TRADICIÓN Y MALAS DECISIONES
El terror en España es ya un género consolidado, con varios estrenos por año, realizadores de renombre y algunos clásicos instalados en la memoria de los espectadores. Víctor García, el responsable de Comunión con el diablo, no es uno de estos directores de peso, pero sí es un laburante. Un artesano con oficio, que tras su paso por Hollywood (dirigió una de las tantas secuelas horribles de Hellraiser) vuelve a su tierra natal con una película de terror a la vieja usanza. La intención, aunque no salga del todo bien, implica cierta valentía, en una actualidad donde el género ya no parece conformarse con asustar y entretener, sino que debe ser otra cosa. No por nada la acción se ubica a fines de los 80; hay una decisión estética, narrativa y también generacional, porque en más de una ocasión la película nos remonta a ese espíritu de videoclub. Una concepción del terror mucho más lúdica y despreocupada, que hoy se ve y se analiza de manera reivindicatoria, pero que por entonces no pretendía más que eso: sangre y diversión para una platea gozosa.

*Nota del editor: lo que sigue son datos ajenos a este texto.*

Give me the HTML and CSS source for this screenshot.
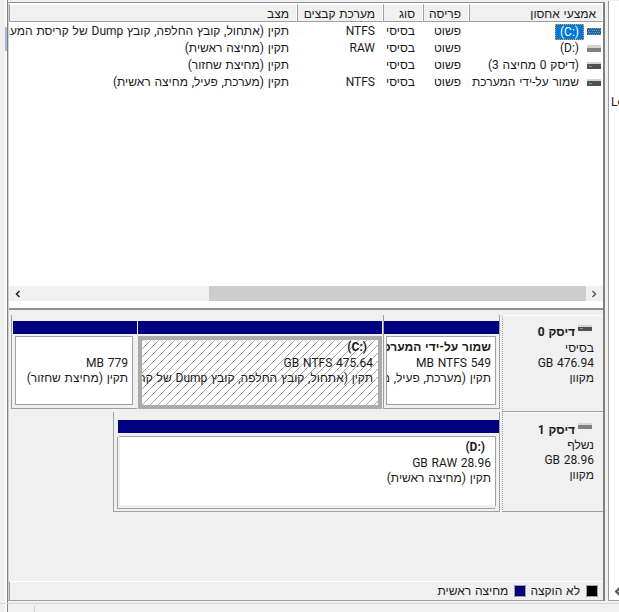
FILE: index.html

```html
<!DOCTYPE html>
<html lang="he" dir="rtl">
<head>
  <meta charset="UTF-8" />
  <title>ניהול דיסקים</title>
  <link rel="stylesheet" href="styles.css">
</head>
<body>
  <div class="window">
    <div class="panes">
      <div class="side-right">
        <span class="clip-text">Le</span>
        <svg class="side-arrow" width="8" height="9" viewBox="0 0 8 9"><path d="M5 0L.5 4.5 5 9h3V6.5H6L4 4.5l2-2h2V0z" fill="#606060"/></svg>
      </div>

      <div class="main">
        <div class="list-pane">
          <div class="list-head">
            <div class="col col-vol">אמצעי אחסון</div>
            <div class="col col-layout">פריסה</div>
            <div class="col col-type">סוג</div>
            <div class="col col-fs">מערכת קבצים</div>
            <div class="col col-status">מצב</div>
          </div>
          <div class="list-body">
            <div class="list-row">
              <div class="cell col-vol">
                <svg class="vol-icon" width="14" height="9" viewBox="0 0 14 9"><rect y="1" width="14" height="7" fill="#2f5f8f"/><path d="M0 1.5h14M1 3.5h13M0 5.5h14M1 7.5h13" stroke="#52a8f0" stroke-dasharray="1 1"/></svg>
                <span class="selected" dir="ltr">(C:)</span>
              </div>
              <div class="cell col-layout">פשוט</div>
              <div class="cell col-type">בסיסי</div>
              <div class="cell col-fs">NTFS</div>
              <div class="cell col-status">תקין (אתחול, קובץ החלפה, קובץ Dump של קריסת המערכת, מחיצה ראשית)</div>
            </div>
            <div class="list-row">
              <div class="cell col-vol">
                <svg class="vol-icon" width="14" height="9" viewBox="0 0 14 9"><rect y="1" width="14" height="3" fill="#d4d4d4"/><rect y="4" width="14" height="4" fill="#808080"/></svg>
                <span dir="ltr">(D:)</span>
              </div>
              <div class="cell col-layout">פשוט</div>
              <div class="cell col-type">בסיסי</div>
              <div class="cell col-fs">RAW</div>
              <div class="cell col-status">תקין (מחיצה ראשית)</div>
            </div>
            <div class="list-row">
              <div class="cell col-vol">
                <svg class="vol-icon" width="14" height="9" viewBox="0 0 14 9"><rect y="1" width="14" height="2" fill="#d4d4d4"/><rect y="3" width="14" height="5" fill="#505050"/><rect x="2" y="5" width="3" height="1" fill="#3fd03f"/></svg>
                <span>(דיסק 0 מחיצה 3)</span>
              </div>
              <div class="cell col-layout">פשוט</div>
              <div class="cell col-type">בסיסי</div>
              <div class="cell col-fs"></div>
              <div class="cell col-status">תקין (מחיצת שחזור)</div>
            </div>
            <div class="list-row">
              <div class="cell col-vol">
                <svg class="vol-icon" width="14" height="9" viewBox="0 0 14 9"><rect y="1" width="14" height="2" fill="#d4d4d4"/><rect y="3" width="14" height="5" fill="#505050"/><rect x="2" y="5" width="3" height="1" fill="#3fd03f"/></svg>
                <span>שמור על-ידי המערכת</span>
              </div>
              <div class="cell col-layout">פשוט</div>
              <div class="cell col-type">בסיסי</div>
              <div class="cell col-fs">NTFS</div>
              <div class="cell col-status">תקין (מערכת, פעיל, מחיצה ראשית)</div>
            </div>
          </div>
          <div class="hscroll">
            <svg class="arrow" width="7" height="8" viewBox="0 0 7 8"><path d="M1.5 1l3 3-3 3" fill="none" stroke="#606060" stroke-width="1.5"/></svg>
            <div class="track"><div class="thumb"></div></div>
            <svg class="arrow" width="7" height="8" viewBox="0 0 7 8"><path d="M5.5 1l-3 3 3 3" fill="none" stroke="#202020" stroke-width="1.5"/></svg>
          </div>
        </div>

        <div class="graph-pane">
          <div class="disk-row disk-row-0">
            <div class="disk-label">
              <div class="disk-name">
                <svg width="14" height="7" viewBox="0 0 14 7"><rect width="14" height="2" fill="#d4d4d4"/><rect y="2" width="14" height="4" fill="#505050"/><rect x="2" y="3" width="3" height="1" fill="#3fd03f"/></svg>
                <b>דיסק 0</b>
              </div>
              <div>בסיסי</div>
              <div>476.94 GB</div>
              <div>מקוון</div>
            </div>
            <div class="parts">
              <div class="part part-sys">
                <div class="part-bar"></div>
                <div class="part-box">
                  <div class="part-inner">
                    <b class="part-title">שמור על-ידי המערכת</b>
                    <div class="part-line">549 MB NTFS</div>
                    <div class="part-line">תקין (מערכת, פעיל, מחיצה ראשית)</div>
                  </div>
                </div>
              </div>
              <div class="part part-c">
                <div class="part-bar"></div>
                <div class="part-box">
                  <div class="part-inner part-hatched">
                    <b class="part-title title-short"><bdi dir="ltr">(C:)</bdi></b>
                    <div class="part-line">475.64 GB NTFS</div>
                    <div class="part-line">תקין (אתחול, קובץ החלפה, קובץ Dump של קריסת המערכת, מחיצה ראשית)</div>
                  </div>
                </div>
              </div>
              <div class="part part-rec">
                <div class="part-bar"></div>
                <div class="part-box">
                  <div class="part-inner">
                    <div class="part-line part-first">779 MB</div>
                    <div class="part-line">תקין (מחיצת שחזור)</div>
                  </div>
                </div>
              </div>
            </div>
          </div>

          <div class="disk-row disk-row-1">
            <div class="disk-label">
              <div class="disk-name">
                <svg width="14" height="7" viewBox="0 0 14 7"><rect width="14" height="2" fill="#d8d8d8"/><rect y="2" width="14" height="4" fill="#808080"/></svg>
                <b>דיסק 1</b>
              </div>
              <div>נשלף</div>
              <div>28.96 GB</div>
              <div>מקוון</div>
            </div>
            <div class="parts">
              <div class="part part-d">
                <div class="part-bar"></div>
                <div class="part-box">
                  <div class="part-inner">
                    <b class="part-title title-short"><bdi dir="ltr">(D:)</bdi></b>
                    <div class="part-line">28.96 GB RAW</div>
                    <div class="part-line">תקין (מחיצה ראשית)</div>
                  </div>
                </div>
              </div>
            </div>
          </div>

          <div class="graph-spacer"></div>

          <div class="legend">
            <span class="swatch swatch-black"></span>
            <span>לא הוקצה</span>
            <span class="swatch swatch-blue"></span>
            <span>מחיצה ראשית</span>
          </div>
        </div>
      </div>

      <div class="side-left">
        <div class="tree-strip"><div class="tree-selected"></div></div>
      </div>
    </div>
    <div class="statusbar"><div class="status-cell"></div></div>
  </div>
</body>
</html>
```

FILE: styles.css

```css
html, body {
  margin: 0;
  height: 100%;
}
body {
  font-family: Roboto, "Liberation Sans", Arial, sans-serif;
  font-size: 12px;
  word-spacing: 0.8px;
  color: #1a1a1a;
  background-color: #f0f0f0;
  overflow: hidden;
}
.window {
  display: flex;
  flex-direction: column;
  height: 612px;
  width: 619px;
}
.panes {
  display: flex;
  height: 602px;
  flex: none;
}
.statusbar {
  flex: 1;
  display: flex;
  margin-top: 1px;
  border-top: 1px solid #d9d9d9;
}
.status-cell {
  width: 34px;
  margin-right: auto;
  margin-top: 2px;
  border-right: 1px solid #d0d0d0;
}

.side-right {
  width: 11px;
  height: 600px;
  margin-left: 3px;
  margin-top: 1px;
  padding-top: 94px;
  box-sizing: border-box;
  background-color: #fff;
  border-left: 1px solid #8f9aa5;
  border-bottom: 1px solid #a0a0a0;
  overflow: hidden;
  direction: ltr;
  flex: none;
  display: flex;
  flex-direction: column;
  align-items: flex-start;
}
.clip-text {
  padding-left: 2px;
  white-space: nowrap;
}
.side-arrow {
  margin-top: auto;
  margin-bottom: 4px;
  margin-left: 5px;
  flex: none;
}
.main {
  width: 597px;
  height: 599px;
  margin-top: 2px;
  flex: none;
  border-top: 1px solid #8f8f8f;
  border-right: 2px solid #808080;
  border-bottom: 1px solid #a0a0a0;
  border-left: 1px solid #d0d0d0;
  box-sizing: border-box;
  display: flex;
  flex-direction: column;
}
.side-left {
  width: 8px;
  flex: none;
}
.tree-strip {
  width: 2px;
  height: 599px;
  background-color: #fff;
  border-right: 1px solid #808080;
  padding-top: 27px;
  box-sizing: content-box;
}
.tree-selected {
  height: 24px;
  background-color: #9fbad6;
}

/* volume list */
.list-pane {
  height: 307px;
  background-color: #fff;
  border-bottom: 2px solid #8f8f8f;
  box-sizing: border-box;
  display: flex;
  flex-direction: column;
  flex: none;
}
.list-head {
  display: flex;
  height: 18px;
  margin-top: 1px;
  background-color: #f0f0f0;
  flex: none;
}
.col {
  border: 1px solid #a0a0a0;
  border-top-color: #fff;
  border-right-color: #fff;
  padding: 2px 7px 0 0;
  box-sizing: border-box;
}
.col.col-vol { padding-right: 6px; }
.col-vol { width: 134px; }
.col-layout { width: 46px; }
.col-type { width: 40px; }
.col-fs { width: 86px; }
.col-status { flex: 1; min-width: 0; }
.list-body {
  flex: 1;
  padding-top: 1px;
}
.list-row {
  display: flex;
  height: 17px;
  line-height: 17px;
}
.cell {
  padding-right: 8px;
  box-sizing: border-box;
  white-space: nowrap;
  overflow: hidden;
}
.cell.col-vol {
  padding-right: 2px;
  display: flex;
  align-items: center;
  gap: 8px;
}
.vol-icon {
  flex: none;
}
.selected {
  background-color: #0078d7;
  color: #fff;
  outline: 1px dotted #f0a030;
  outline-offset: -1px;
  padding: 0 5px;
  margin-right: -5px;
  height: 16px;
  line-height: 16px;
}
.hscroll {
  display: flex;
  align-items: center;
  height: 15px;
  background-color: #f0f0f0;
  margin-bottom: 7px;
  flex: none;
}
.hscroll .arrow {
  width: 17px;
  flex: none;
}
.track {
  flex: 1;
  height: 15px;
}
.thumb {
  width: 377px;
  height: 100%;
  background-color: #cdcdcd;
}

/* graphical view */
.graph-pane {
  flex: 1;
  display: flex;
  flex-direction: column;
  padding-top: 5px;
  background-color: #f0f0f0;
  min-height: 0;
}
.disk-row {
  display: flex;
  flex: none;
}
.disk-row-0 { height: 97px; }
.disk-row-1 { height: 100px; }
.disk-label {
  width: 101px;
  flex: none;
  box-sizing: border-box;
  padding: 9px 9px 0 0;
  line-height: 15px;
  border-top: 1px solid #fff;
  border-bottom: 1px solid #a0a0a0;
  border-left: 1px dotted #a0a0a0;
}
.disk-row-0 .disk-name {
  margin-bottom: 1px;
}
.disk-row-1 .disk-label {
  padding-top: 10px;
}
.disk-name {
  display: flex;
  align-items: center;
  gap: 3px;
}
.disk-name svg {
  margin-top: -8px;
  margin-right: 2px;
}
.parts {
  display: flex;
  flex: 1;
  min-width: 0;
  padding-right: 2px;
}
.part {
  display: flex;
  flex-direction: column;
  flex: none;
  box-sizing: border-box;
  padding-top: 6px;
  height: 94px;
  margin-left: 1px;
  border-left: 1px solid #a0a0a0;
  border-right: 1px solid #a0a0a0;
  border-bottom: 1px solid #a0a0a0;
}
.part-sys { width: 117px; }
.part-c { width: 244px; border: 0; }
.part-rec { width: 126px; padding-left: 1px; border-right: 0; }
.part-d { width: 387px; height: 100px; padding-top: 8px; padding-left: 4px; }
.part-bar {
  height: 13px;
  background-color: #000080;
  flex: none;
}
.part-box {
  flex: 1;
  padding: 2px 3px 3px 2px;
  min-height: 0;
}
.part-rec .part-box {
  padding-right: 4px;
}
.part-c .part-box {
  padding: 2px 0 0 0;
}
.part-d .part-box {
  padding: 3px 3px 3px 0;
}
.part-inner {
  height: 100%;
  box-sizing: border-box;
  background-color: #fff;
  border: 1px solid #a0a0a0;
  padding: 3px 4px 0 4px;
  line-height: 15.5px;
  overflow: hidden;
}
.part-d .part-inner {
  background-clip: padding-box;
  border-left: 2px solid #f0f0f0;
  border-bottom: 3px solid #f0f0f0;
  box-shadow: -1px 1px 0 #a0a0a0;
}
.part-hatched {
  border: 4px solid #ababab;
  padding: 0 5px 0 4px;
  background-image: repeating-linear-gradient(135deg, #a8a8a8 0, #a8a8a8 1px, #fff 1px, #fff 5.66px);
}
.part-title, .part-line {
  display: block;
  white-space: nowrap;
}
.title-short {
  margin-right: 6px;
}
.part-first {
  margin-top: 15.5px;
}
.graph-spacer {
  flex: 1;
}
.legend {
  height: 19px;
  display: flex;
  align-items: center;
  gap: 6px;
  padding-right: 5px;
  box-sizing: border-box;
  border-top: 1px solid #fff;
  border-left: 1px solid #a0a0a0;
  flex: none;
}
.swatch {
  width: 12px;
  height: 12px;
  box-sizing: border-box;
  border: 1px solid #a0a0a0;
  flex: none;
}
.swatch-black { background-color: #000; }
.swatch-blue { background-color: #000080; margin-right: -2px; }
```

El prólogo nos ubica en un pueblo de España, donde una mujer, en apariencia perseguida por una entidad maligna, se suicida clavándose un tenedor en el cuello. Cuatro años después, en el mismo pueblo, aparece nuestra protagonista: Sara (Carla Campra, una scream queen por derecho propio), la hija mayor de una familia que lleva poco tiempo en el lugar, y que atraviesa una situación económica difícil. Después de una fiesta, Sara y su amiga Rebe (Aina Quiñones) toman dos decisiones discutibles: la primera es la de subirse al auto del dealer del pueblo, y la segunda es la de bajarse del auto, después de ver en el medio del bosque, por un segundo, a una niña vestida de comunión. Sara, que no conoce la leyenda en torno a ese personaje, insiste con que hay que localizar a la niña, y sigue el rastro hasta encontrarse con el siguiente escenario: un perro ahorcado, atado a un árbol, y debajo una muñeca antigua y sucia, por demás inquietante. Por supuesto, Sara hace lo que hay que hacer en este tipo de películas, y se lleva la muñeca en la cartera.
Lo que sigue es lo que ya sabemos. Hay una maldición, y un grupo de personajes que tiene que enfrentarla antes de que sea demasiado tarde. En el aspecto formal, hay un uso notable de los efectos prácticos, lo que le otorga a las secuencias de horror verosimilitud y un guiño nostálgico. Luce de otra época, sí, pero está bien. Narrativamente, y sobre todo en el tramo que va desde el descubrimiento hasta la confrontación final, la película recurre a una fórmula probada y efectiva: un grupo de jóvenes, cada uno con su historia personal a cuestas, se asocia para combatir a un mal que los acecha por separado. Reminiscencias de Stephen King, pero también de Pesadilla en Elm Street, y de todas las sucesivas reescrituras. Incluso de esa vuelta que hubo a principios de los 2000, con Destino final a la cabeza.
Si Comunión con el diablo no es una mejor película, es porque no logra construir un Mal a la altura. Es entretenida, y se las arregla para que podamos empatizar con los protagonistas, pero la maldición que los persigue no consigue ser del todo relevante. Para peor, se resuelve de manera fácil, para decirnos en los minutos finales que en realidad no se resolvió. Un giro bastante común en el cine de terror, pero que acá peca por partida doble. Por un lado, esquiva cualquier posible victoria para los personajes, algo que contradice el espíritu previo de lo que vimos. No hace falta que se salven todos, ni mucho menos, pero ya que tenemos una final girl con todos los ingredientes para serlo… Por otro lado, echando tierra sobre el ya mencionado uso de los efectos prácticos, cuando el monstruo verdadero muestra la cara, lo hace con un CGI espantoso que nos hace putear a la pantalla. Y así nos vamos, con una sensación agridulce que pronto se disipa, porque tampoco es para tanto. La película lo intentó, pero al otro día tal vez ya la habremos olvidado.